_Data provided:_
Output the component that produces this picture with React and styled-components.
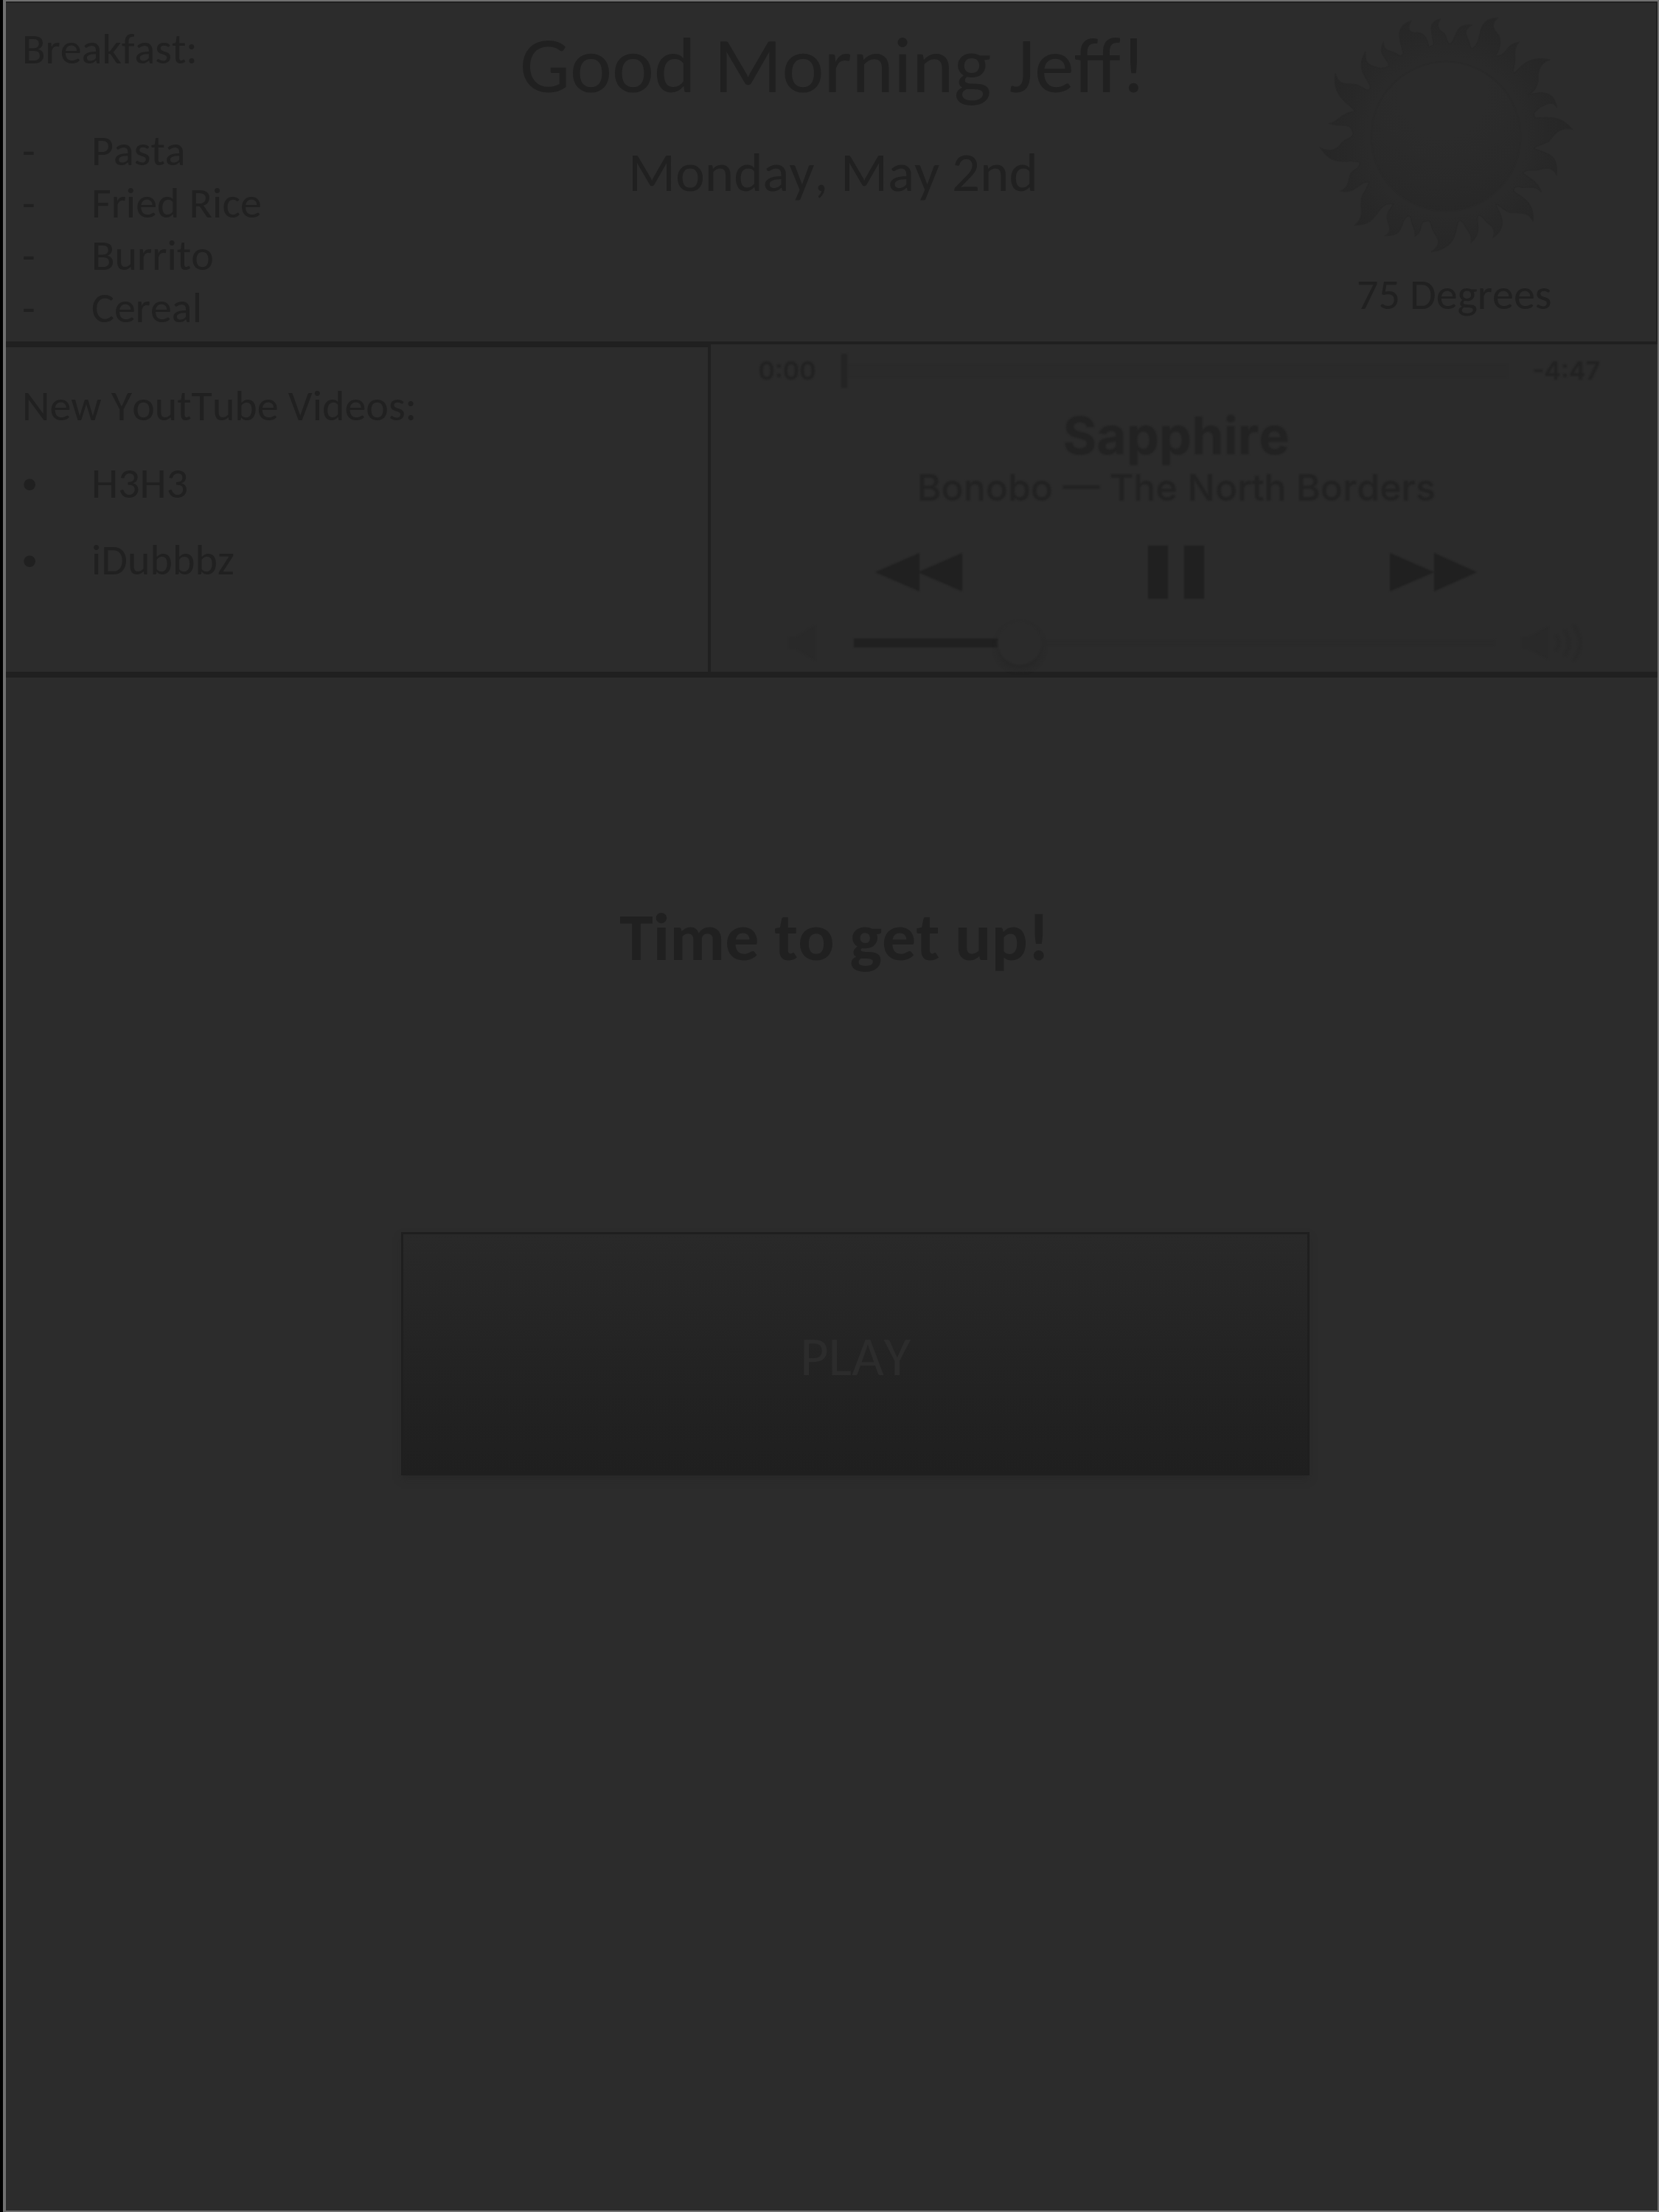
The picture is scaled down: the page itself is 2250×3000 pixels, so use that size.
import React, { useState } from "react";
import styled, { createGlobalStyle } from "styled-components";

const ink = "#202020";
const paper = "#2c2c2c";
const edge = "#707070";

const GlobalStyle = createGlobalStyle`
  *, *::before, *::after { box-sizing: border-box; }
  body { margin: 0; background: #000; }
  h1, h2, p, ul { margin: 0; padding: 0; font-weight: 400; }
`;

const Screen = styled.div`
  display: flex;
  flex-direction: column;
  min-height: 100vh;
  margin-left: 4px;
  border: 2px solid ${edge};
  border-left-width: 4px;
  background: ${paper};
  color: ${ink};
  font-family: Carlito, Calibri, "Open Sans", sans-serif;
  font-size: 58px;
  font-kerning: none;
  line-height: 70px;
`;

const Header = styled.header`
  display: grid;
  grid-template-columns: 1fr 2fr 1fr;
  border: 2px solid ${ink};
  border-width: 2px 2px 4px 0;
`;

const Breakfast = styled.section`
  display: flex;
  flex-direction: column;
  gap: 67px;
  padding: 28px 22px 10px;
`;

const List = styled.ul`
  list-style: none;
`;

const Item = styled.li`
  display: grid;
  grid-template-columns: 94px 1fr;
  line-height: ${(p) => (p.$loose ? "104px" : "71px")};
  white-space: nowrap;
`;

const Bullet = styled.span`
  font-family: "Liberation Sans", sans-serif;
`;

const Greeting = styled.div`
  display: flex;
  flex-direction: column;
  align-items: center;
  gap: 34px;
  padding: 20px 0 0 6px;
  white-space: nowrap;
`;

const Title = styled.h1`
  font-size: 108px;
  line-height: 128px;
`;

const DateLine = styled.p`
  font-size: 75px;
  line-height: 96px;
`;

const Weather = styled.section`
  display: flex;
  flex-direction: column;
  align-items: center;
  gap: 18px;
  padding: 16px 8px 0 0;

  svg { display: block; width: 350px; height: 327px; }
`;

const Degrees = styled.p`
  padding-left: 20px;
`;

const Middle = styled.div`
  display: grid;
  grid-template-columns: 42.7% 1fr;
  border-bottom: 8px solid ${ink};
`;

const Videos = styled.section`
  display: flex;
  flex-direction: column;
  gap: 18px;
  padding: 45px 22px;
  border: solid ${ink};
  border-width: 4px 4px 0 0;
`;

const VideosTitle = styled.h2`
  font-size: 58px;
  line-height: 70px;
`;

const Player = styled.section`
  display: flex;
  flex-direction: column;
  padding: 8px 78px 0 64px;
  background: #2b2b2b;
  color: #222222;
  font-family: Inter, "Liberation Sans", sans-serif;

  & > * { filter: blur(1px); }
`;

const SeekRow = styled.div`
  display: flex;
  align-items: center;
  gap: 34px;
  height: 56px;
  font-size: 34px;
  font-weight: 600;
  line-height: 40px;
`;

const Seek = styled.input`
  appearance: none;
  flex: 1;
  min-width: 0;
  height: 48px;
  margin: 0;
  background: linear-gradient(#2a2a2a, #2a2a2a) center / 100% 18px no-repeat;

  &::-webkit-slider-thumb {
    appearance: none;
    width: 8px;
    height: 46px;
    background: #242424;
  }
`;

const Track = styled.div`
  display: flex;
  flex-direction: column;
  align-items: center;
  padding: 20px 8px 0 0;
  white-space: nowrap;
`;

const Song = styled.h2`
  font-size: 70px;
  font-weight: 700;
  line-height: 80px;
`;

const Artist = styled.p`
  font-size: 50px;
  font-weight: 500;
  line-height: 60px;
`;

const Controls = styled.div`
  display: flex;
  justify-content: space-between;
  align-items: center;
  height: 80px;
  margin-top: 45px;
  padding: 0 167px 0 159px;
`;

const IconButton = styled.button`
  display: flex;
  padding: 0;
  border: 0;
  background: none;
  color: ${ink};
`;

const VolumeRow = styled.div`
  display: flex;
  align-items: center;
  gap: 36px;
  margin-top: 20px;
  padding: 0 18px 3px 42px;
  color: #292929;
`;

const Volume = styled.input`
  appearance: none;
  flex: 1;
  min-width: 0;
  height: 72px;
  margin: 0 0 0 16px;
  border-radius: 6px;
  background:
    linear-gradient(${ink}, ${ink}) left center / 23% 12px no-repeat,
    linear-gradient(#2a2a2a, #2a2a2a) center / 100% 8px no-repeat;

  &::-webkit-slider-thumb {
    appearance: none;
    width: 60px;
    height: 60px;
    border-radius: 50%;
    background: #2b2b2b;
    box-shadow: 0 6px 6px #272727;
  }
`;

const Alarm = styled.main`
  display: flex;
  flex: 1;
  flex-direction: column;
  align-items: center;
  padding: 292px 0 0 8px;
`;

const AlarmText = styled.p`
  font-size: 92px;
  font-weight: 700;
  line-height: 120px;
`;

const PlayButton = styled.button`
  width: 55.2%;
  height: 330px;
  margin-top: 340px;
  margin-left: 56px;
  padding: 8px 0 0;
  border: 3px solid #1f1f1f;
  background: linear-gradient(#292929, #232323 55%, #1f1f1f);
  box-shadow: 0 6px 8px #292929;
  color: #2c2c2c;
  font: inherit;
  font-size: 75px;
`;

const flames =
  "M458 215C450 170 415 110 490 85C468 125 490 135 515 132C550 135 558 165 562 190C570 190 580 185 582 180C580 140 550 90 608 78C590 105 605 125 625 135C640 155 632 175 650 180C680 150 665 95 735 102C705 120 712 140 722 160C730 180 730 195 738 198C790 170 745 75 842 73C810 100 830 125 848 145C862 175 845 210 832 228C885 230 870 180 928 172C905 195 915 230 912 250C910 275 900 290 910 298C945 260 980 225 1055 243C1010 255 1005 300 1008 320C1005 355 985 375 968 385C1010 375 1070 360 1083 437C1065 405 1040 425 1015 435C1000 450 980 455 995 480C1050 475 1100 470 1145 525C1090 515 1070 550 1050 575C1030 590 1000 585 992 605C1050 625 1090 630 1082 710C1060 670 1030 685 1000 692C975 690 950 690 945 705C980 730 1005 740 1020 780C990 750 960 765 940 762C920 755 905 760 908 778C950 810 990 820 987 900C965 855 925 868 895 865C870 860 850 830 835 830C835 850 900 910 825 965C840 920 800 910 790 895C780 880 765 870 762 878C750 905 785 940 735 985C740 950 715 935 708 915C700 900 690 890 680 905C670 950 670 1010 572 1025C610 1000 605 975 590 955C570 930 575 900 562 898C510 900 550 930 507 960C510 925 490 915 490 890C488 875 480 878 475 880C440 900 470 960 387 958C415 940 400 920 393 890C390 860 410 850 418 830C345 815 365 920 262 915C300 885 285 850 288 825C285 790 310 775 320 740C275 735 270 790 205 777C240 760 235 730 245 705C260 685 280 690 282 660C240 640 180 690 122 602C170 625 195 600 210 580C225 560 245 570 255 545C245 490 210 520 160 502C195 495 205 460 262 452C255 430 165 400 182 298C195 355 235 335 270 345C290 350 305 370 318 366C350 340 250 300 305 210C300 260 320 265 355 275C375 280 390 275 400 268C400 240 350 220 378 173C378 210 405 205 425 215C440 225 455 235 458 215Z";

const Sun = () => (
  <svg viewBox="110 60 1050 980" aria-hidden="true">
    <defs>
      <radialGradient id="rays" gradientUnits="userSpaceOnUse" cx="635" cy="555" r="520">
        <stop offset="0.62" stopColor="#2a2a2a" />
        <stop offset="0.78" stopColor="#282828" />
        <stop offset="1" stopColor="#262626" />
      </radialGradient>
      <radialGradient id="disc" cx="0.48" cy="0.2" r="0.85">
        <stop offset="0.35" stopColor="#2b2b2b" />
        <stop offset="0.75" stopColor="#292929" />
        <stop offset="1" stopColor="#272727" />
      </radialGradient>
    </defs>
    <path d={flames} fill="url(#rays)" stroke="#282828" strokeWidth="4" />
    <circle cx="632" cy="555" r="304" fill="url(#disc)" stroke="#292929" strokeWidth="6" />
  </svg>
);

const Rewind = () => (
  <svg width="118" height="52" viewBox="0 0 118 52" fill="currentColor" aria-hidden="true">
    <path d="M0 26L60 0V52ZM58 26L118 0V52Z" />
  </svg>
);

const Forward = () => (
  <svg width="118" height="52" viewBox="0 0 118 52" fill="currentColor" aria-hidden="true">
    <path d="M0 0L60 26L0 52ZM60 0L118 26L60 52Z" />
  </svg>
);

const Pause = () => (
  <svg width="76" height="72" viewBox="0 0 76 72" fill="currentColor" aria-hidden="true">
    <path d="M0 0H27V72H0ZM49 0H76V72H49Z" />
  </svg>
);

const SpeakerLow = () => (
  <svg width="36" height="48" viewBox="0 0 36 48" fill="currentColor" aria-hidden="true">
    <path d="M0 16H10L36 0V48L10 32H0Z" />
  </svg>
);

const SpeakerHigh = () => (
  <svg width="88" height="52" viewBox="0 0 88 52" fill="currentColor" aria-hidden="true">
    <path d="M0 18H10L36 4V48L10 34H0Z" />
    <path d="M46 16Q54 26 46 36M58 9Q70 26 58 43M70 2Q88 26 70 50" fill="none" stroke="currentColor" strokeWidth="4" />
  </svg>
);

const meals = ["Pasta", "Fried Rice", "Burrito", "Cereal"];
const channels = ["H3H3", "iDubbbz"];

export default function App() {
  const [position, setPosition] = useState(0);
  const [volume, setVolume] = useState(24);

  return (
    <>
      <GlobalStyle />
      <Screen>
        <Header>
          <Breakfast>
            <p>Breakfast:</p>
            <List>
              {meals.map((meal) => (
                <Item key={meal}>
                  <span>-</span>
                  <span>{meal}</span>
                </Item>
              ))}
            </List>
          </Breakfast>
          <Greeting>
            <Title>Good Morning Jeff!</Title>
            <DateLine>Monday, May 2nd</DateLine>
          </Greeting>
          <Weather>
            <Sun />
            <Degrees>75 Degrees</Degrees>
          </Weather>
        </Header>
        <Middle>
          <Videos>
            <VideosTitle>New YoutTube Videos:</VideosTitle>
            <List>
              {channels.map((channel) => (
                <Item key={channel} $loose>
                  <Bullet>•</Bullet>
                  <span>{channel}</span>
                </Item>
              ))}
            </List>
          </Videos>
          <Player>
            <SeekRow>
              <span>0:00</span>
              <Seek
                type="range"
                aria-label="Position"
                value={position}
                onChange={(e) => setPosition(Number(e.target.value))}
              />
              <span>-4:47</span>
            </SeekRow>
            <Track>
              <Song>Sapphire</Song>
              <Artist>Bonobo — The North Borders</Artist>
            </Track>
            <Controls>
              <IconButton aria-label="Previous"><Rewind /></IconButton>
              <IconButton aria-label="Pause"><Pause /></IconButton>
              <IconButton aria-label="Next"><Forward /></IconButton>
            </Controls>
            <VolumeRow>
              <SpeakerLow />
              <Volume
                type="range"
                aria-label="Volume"
                value={volume}
                onChange={(e) => setVolume(Number(e.target.value))}
              />
              <SpeakerHigh />
            </VolumeRow>
          </Player>
        </Middle>
        <Alarm>
          <AlarmText>Time to get up!</AlarmText>
          <PlayButton>PLAY</PlayButton>
        </Alarm>
      </Screen>
    </>
  );
}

_Objective:_
From the first line above down to the line with "padding: 16px 8px 0 0;", reproduce every line and no others, omitting pictures.

_Task answer:_
Output the component that produces this picture with React and styled-components.
The picture is scaled down: the page itself is 2250×3000 pixels, so use that size.
import React, { useState } from "react";
import styled, { createGlobalStyle } from "styled-components";

const ink = "#202020";
const paper = "#2c2c2c";
const edge = "#707070";

const GlobalStyle = createGlobalStyle`
  *, *::before, *::after { box-sizing: border-box; }
  body { margin: 0; background: #000; }
  h1, h2, p, ul { margin: 0; padding: 0; font-weight: 400; }
`;

const Screen = styled.div`
  display: flex;
  flex-direction: column;
  min-height: 100vh;
  margin-left: 4px;
  border: 2px solid ${edge};
  border-left-width: 4px;
  background: ${paper};
  color: ${ink};
  font-family: Carlito, Calibri, "Open Sans", sans-serif;
  font-size: 58px;
  font-kerning: none;
  line-height: 70px;
`;

const Header = styled.header`
  display: grid;
  grid-template-columns: 1fr 2fr 1fr;
  border: 2px solid ${ink};
  border-width: 2px 2px 4px 0;
`;

const Breakfast = styled.section`
  display: flex;
  flex-direction: column;
  gap: 67px;
  padding: 28px 22px 10px;
`;

const List = styled.ul`
  list-style: none;
`;

const Item = styled.li`
  display: grid;
  grid-template-columns: 94px 1fr;
  line-height: ${(p) => (p.$loose ? "104px" : "71px")};
  white-space: nowrap;
`;

const Bullet = styled.span`
  font-family: "Liberation Sans", sans-serif;
`;

const Greeting = styled.div`
  display: flex;
  flex-direction: column;
  align-items: center;
  gap: 34px;
  padding: 20px 0 0 6px;
  white-space: nowrap;
`;

const Title = styled.h1`
  font-size: 108px;
  line-height: 128px;
`;

const DateLine = styled.p`
  font-size: 75px;
  line-height: 96px;
`;

const Weather = styled.section`
  display: flex;
  flex-direction: column;
  align-items: center;
  gap: 18px;
  padding: 16px 8px 0 0;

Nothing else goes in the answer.